The claim has been made that opening up the Jackson Gate will relieve congestion on Overland, Washington, Braddock, Culver, and Farragut. Wow, that is a tall order!

To make the claim that opening up this tiny street and its maintenance gate will tremendously reduce enough traffic in other areas to dramatically reduce street side congestion and pollution, implies that there will be a huge amount of increased usage along the Culver city portion of this bike path and a great deal of congestion on Jackson Avenue. That is, again, dangerous due to subpar conditions of the path in this area and the already mentioned narrowness in width at several points.

In addition, such an increase would negatively affect the creek.  We need to recognize that this area is fragile, and such an amount of use will increase wear and tear and trash upon this vulnerable ecosystem. Plus, to conclude that this gate — located in a totally small residential area -provides greater access to businesses, errands, or work simply does not make sense.

Except for the Jackson Market near Culver, there are no businesses/commercial operations large employers in this neighborhood.  But, there certainly are several areas of commerce, work, recreation, post office, banking etc. at the wide Duquesne and Overland access points that already adequately exist — and these points are less than a five minute bicycle ride between them.  Of course, if the increase of travel afforded by the gates opening is not substantial, then the reduction in traffic and pollution on the surface streets will not be significant—and then why do it in the first place?  you cannot have it both ways!

Furthermore, does it really make ecological sense to tear out a significant amount of foliage around and below the gate when greenery is what we need? And what about the Rain Garden at the end of Jackson Avenue? Will this expensive and worthy garden be disrupted or dismantled in order to accommodate convenience for a few dozen residents? Has anyone inquired about this?
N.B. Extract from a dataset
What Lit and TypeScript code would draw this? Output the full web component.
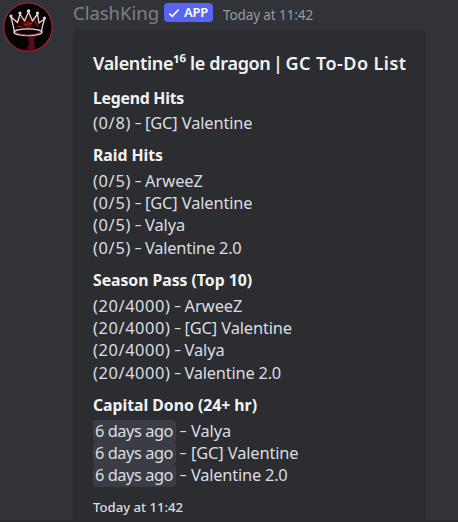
import { LitElement, html, css } from "lit";
import { customElement, property } from "lit/decorators.js";

/** Text whose tracking is adjusted so that it fills a given width. */
@customElement("fit-text")
class FitText extends LitElement {
  static styles = css`
    :host { display: inline-block; white-space: pre; }
    .text { display: inline-block; white-space: pre; }
  `;
  @property({ type: Number }) width = 0;
  @property() text = "";

  render() {
    return html`<span class="text">${this.text}</span>`;
  }

  async firstUpdated() {
    const el = this.renderRoot.querySelector(".text") as HTMLElement;
    const natural = el.getBoundingClientRect().width;
    const spacing = (this.width - natural) / this.text.length;
    el.style.letterSpacing = `${spacing.toFixed(3)}px`;
  }
}

type Row = [string, number, string, number];
interface Field { title: string; width: number; chips?: boolean; rows: Row[]; }

const GC: [string, number] = ["[GC] Valentine", 107.5];
const VALYA: [string, number] = ["Valya", 40];
const V2: [string, number] = ["Valentine 2.0", 96.5];
const ARWEEZ: [string, number] = ["ArweeZ", 58];

const FIELDS: Field[] = [
  { title: "Legend Hits", width: 91, rows: [["(0/8)", 38, ...GC]] },
  {
    title: "Raid Hits", width: 70,
    rows: [ARWEEZ, GC, VALYA, V2].map((n) => ["(0/5)", 38, ...n] as Row),
  },
  {
    title: "Season Pass (Top 10)", width: 159,
    rows: [ARWEEZ, GC, VALYA, V2].map((n) => ["(20/4000)", 77.5, ...n] as Row),
  },
  {
    title: "Capital Dono (24+ hr)", width: 164, chips: true,
    rows: [VALYA, GC, V2].map((n) => ["6 days ago", 78, ...n] as Row),
  },
];

@customElement("app-root")
class AppRoot extends LitElement {
  static styles = css`
    :host {
      display: block;
      height: 522px;
      overflow: hidden;
      background: #313338;
      color: #dbdee1;
      font-family: "Noto Sans", "Open Sans", sans-serif;
    }
    .message { display: flex; height: 520px; }
    .side { width: 73px; flex: none; }
    .avatar { display: block; margin: 1px 0 0 3px; }
    .body { width: 353px; display: flex; flex-direction: column; }
    .header { height: 30px; display: flex; align-items: flex-start; flex: none; }
    .author { font-size: 18.5px; line-height: 24px; color: #7d8080; margin-top: 1px; }
    .badge {
      display: flex; align-items: center; height: 19px; margin: 3px 0 0 5px; width: 49px;
      box-sizing: border-box; padding-left: 4px; border-radius: 4px; background: #5865f2;
      color: #fff; font-size: 13px; font-weight: 600; line-height: 18px;
    }
    .badge svg { margin-right: 4px; flex: none; }
    .badge fit-text { height: 19px; }
    .time { font-size: 13.5px; line-height: 20px; color: #949ba4; margin: 5px 0 0 10px; }
    .embed {
      flex: 1; background: #2b2d31; border-radius: 4px 4px 0 0;
      padding: 21px 0 0 20px; display: flex; flex-direction: column;
    }
    .title { display: flex; font-size: 18px; font-weight: 600; line-height: 25px; height: 25px; color: #f2f3f5; margin-bottom: 10.5px; }
    .bar { width: 15px; text-align: center; }
    .field { margin-bottom: 10.3px; }
    .name { font-size: 15.8px; font-weight: 700; line-height: 22.5px; height: 22.5px; color: #f2f3f5; margin-bottom: 2.7px; }
    .row { display: flex; font-size: 16.4px; line-height: 22.4px; height: 22.4px; }
    .dash { width: 14px; text-align: center; font-size: 13.5px; }
    .dash.after-chip { width: 14px; margin-left: -1px; margin-right: 1px; }
    .chip { width: 83px; height: 22.4px; box-sizing: border-box; padding-left: 2px; margin-right: 1px; border-radius: 3px; background: #3b3d44; }
    .foot { font-size: 13.2px; font-weight: 500; line-height: 20px; color: #dbdee1; margin-top: -0.6px; }
    .edge { height: 2px; background: #2e282f; }
  `;

  private avatar() {
    return html`<svg class="avatar" width="50" height="51" viewBox="0 0 50 51">
      <defs><radialGradient id="g"><stop offset="0" stop-color="#6d1410"/><stop offset="1" stop-color="#080306" stop-opacity="0"/></radialGradient></defs>
      <circle cx="25" cy="26" r="24.2" fill="#060305" stroke="#a51e2c" stroke-width="1.2"/>
      <ellipse cx="24" cy="22" rx="17" ry="11" fill="url(#g)"/>
      <path d="M25 35 L33 34 L31 38 L32 48 L24 49 L26 42Z" fill="#8d1127" opacity=".6"/>
      <path d="M14 19 L18 17 M21 24 L29 22 L24 27 M32 20 L35 26 M14 25 L19 26" fill="none" stroke="#a3301a" stroke-width="1"/>
      <g fill="none" stroke="#ecd2cf" stroke-width="1.3" stroke-linejoin="round">
        <path d="M11.5 31 L10 24 L8 16 L14.5 21.5 L17 13 L21.5 20 L25.5 11 L29.5 20 L34.5 13 L36 22 L41.5 18 L39.5 25 L38.5 31"/>
        <ellipse cx="25" cy="31.2" rx="14" ry="3.4"/>
      </g>
      <path d="M12 31.5 Q25 37 38 31.5" fill="none" stroke="#c9485a" stroke-width=".8"/>
      <g fill="#ecd2cf"><circle cx="8" cy="15" r="1.6"/><circle cx="17" cy="12" r="1.6"/><circle cx="25.5" cy="10" r="1.8"/><circle cx="34.5" cy="12" r="1.6"/><circle cx="41.5" cy="17" r="1.6"/></g>
    </svg>`;
  }

  render() {
    return html`
      <div class="message">
        <div class="side">${this.avatar()}</div>
        <div class="body">
          <div class="header">
            <fit-text class="author" .width=${86} .text=${"ClashKing"}></fit-text>
            <div class="badge">
              <svg width="12" height="10" viewBox="0 0 12 10"><path d="M1.3 5.6 L4.2 8.4 L10.7 1.5" fill="none" stroke="#fff" stroke-width="1.7"/></svg>
              <fit-text .width=${24} .text=${"APP"}></fit-text>
            </div>
            <fit-text class="time" .width=${90} .text=${"Today at 11:42"}></fit-text>
          </div>
          <div class="embed">
            <div class="title">
              <fit-text .width=${177.5} .text=${"Valentine¹⁶ le dragon"}></fit-text>
              <span class="bar">|</span>
              <fit-text .width=${121} .text=${"GC To-Do List"}></fit-text>
            </div>
            ${FIELDS.map((f) => html`
              <div class="field">
                <fit-text class="name" .width=${f.width} .text=${f.title}></fit-text>
                ${f.rows.map(([lead, lw, name, nw]) => html`
                  <div class="row">
                    <fit-text class=${f.chips ? "chip" : "lead"} .width=${lw} .text=${lead}></fit-text>
                    <span class=${f.chips ? "dash after-chip" : "dash"}>–</span>
                    <fit-text .width=${nw} .text=${name}></fit-text>
                  </div>`)}
              </div>`)}
            <fit-text class="foot" .width=${90} .text=${"Today at 11:42"}></fit-text>
          </div>
        </div>
      </div>
      <div class="edge"></div>
    `;
  }
}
There is also the claim that the Jackson Gate presents another access point for emergency personnel.  Jackson is just seven blocks East of Overland and six blocks west of Duquesne.  The appropriate Culver City law enforcement and emergency and fire personnel should have keys or the combination of or for any lock on the gate and should have backup bolt cutters as part of the tools they normally carry.

As a matter of fact, it is quite easy with the proper tools to break the gate lock open.  Just ask the person who at 3 a.m. in the morning this past July who — using a tool to quickly break the Jackson gate open and quickly disappeared back on to the creek path when nearly confronted by the pajama attired Jackson Avenue homeowner living next door to the gate.

The claim that opening this gate provides a more “Equitable” access to those challenged and disabled.We disagree. Many of us are seniors and several are partially disabled and with disabled members of our families.  We strongly dispute this for reasons aforementioned — no ramp at Jackson, no sightlines for residents next to the gate to clearly see entrants when backing out of driveways, heavier usage compounds danger of narrow width areas, cyclists’ history of racing through blind curves etc. etc.

It is safer to enter and exit via Overland or Duquesne where there are wider entrances, long ramps, people on walkways to assist, and where — on Duquesne — there is the police department right there if needed and in case of an emergency.  With the additional suggestions of blinking like crosswalks and stop lights, these larger venues will be even more accommodating.

Proponents of opening the Jackson gate also claim that that this access will foster more “visibility” along the creek pathway in general.  This is very questionable given the small number (30 out of 384 or 7.98%) in the city’s own survey who stated that they would use the Jackson entrance “daily.”

But even if true, this is a double edged sword.  The Jackson Gate entrance is at the end of an extremely narrow quiet street.  The amount of usage that would put “more eyes” on the path would not necessarily create more visibility at all hours that might lead to safety, but it would certainly create unsafe congestion at the entry/exit point for the reason already outlined.

So perhaps you get more “visibility” (but for those who have no authority at enforcement), but at the expense of much greater “vulnerability” for all of those residents on and surrounding Jackson Avenue.

The BPAC is also trying to misrepresent information on : “In fact, there are currently five comparable bike path entrances in Culver city into residential neighborhoods on Fay, Cattaraugus, Caroline, Helms Avenues, and Sherbourne Drive also next to the EXPO line Railway which have Proven to be successful in their use since 2016 without the substantial problems anticipated by some of the Jackson neighbors.”

That is not a fact, and it is a false analogy! The streets that they are referring to have no gates and no direct access to the Creek Bike Path.  Most dead end at National and have a wide and long pathway secured with a tall solid wall barrier along National, that then feeds into the very long ramp from Syd Kronenthal Park where the actual access to the creek path emanates.

These residential streets do not at all butt up against the creek, nor do any of the homes have driveways next to the creek. The creek pathway actually veers away from these streets and crosses the SE side of the Syd Kronenthal Park where it winds around the industrial area on the other side of National and the Hayden tract area.  This area has totally different zoning that includes commercial, light industrial, studio, and high density residential dwellings.

It is a gross misrepresentation to state that these streets access and proximity is comparable to Jackson Avenue –nor are these streets comparable the streets neighboring Jackson. This is like comparing apples and bananas: Both are fruits but very different.

We anticipate that the BPAC and most city staff and council will cry “foul” and state that we are just afraid of “change”, and that there has been notices about their discussion of the Jackson gate with residents alerted via city emails sent out under the guise of “Traffic & Mobility” and the BPAC meetings.

We are not fearful of change that is beneficial, collaborative, balanced and democratic in its process, rather than “change” that results from a lack of inclusion, raises one group up by putting another down, and is polarizing.

But holding virtual meetings and having people speak in 1-3 minute snippets is not the same thing as listening, taking concerns seriously, reaching out and investigating what the people who know their neighborhood best are experiencing, nor has such exchanges resulted in the repeatedly requested studies and scientific method based evidence being put forth.

The council needs to give us an opportunity to sit with them and have a dialogue and be heard.  They need to do their research due diligence and present evidentiary facts.

It is important in life’s endeavors to understand that it is not enough to know how things do or might work, but also know or anticipate how things don’t work.

For these reasons,the vote on this issue needs to be postponed until there is the due diligence, equal representation of arguments, and the due process residents have requested and deserve.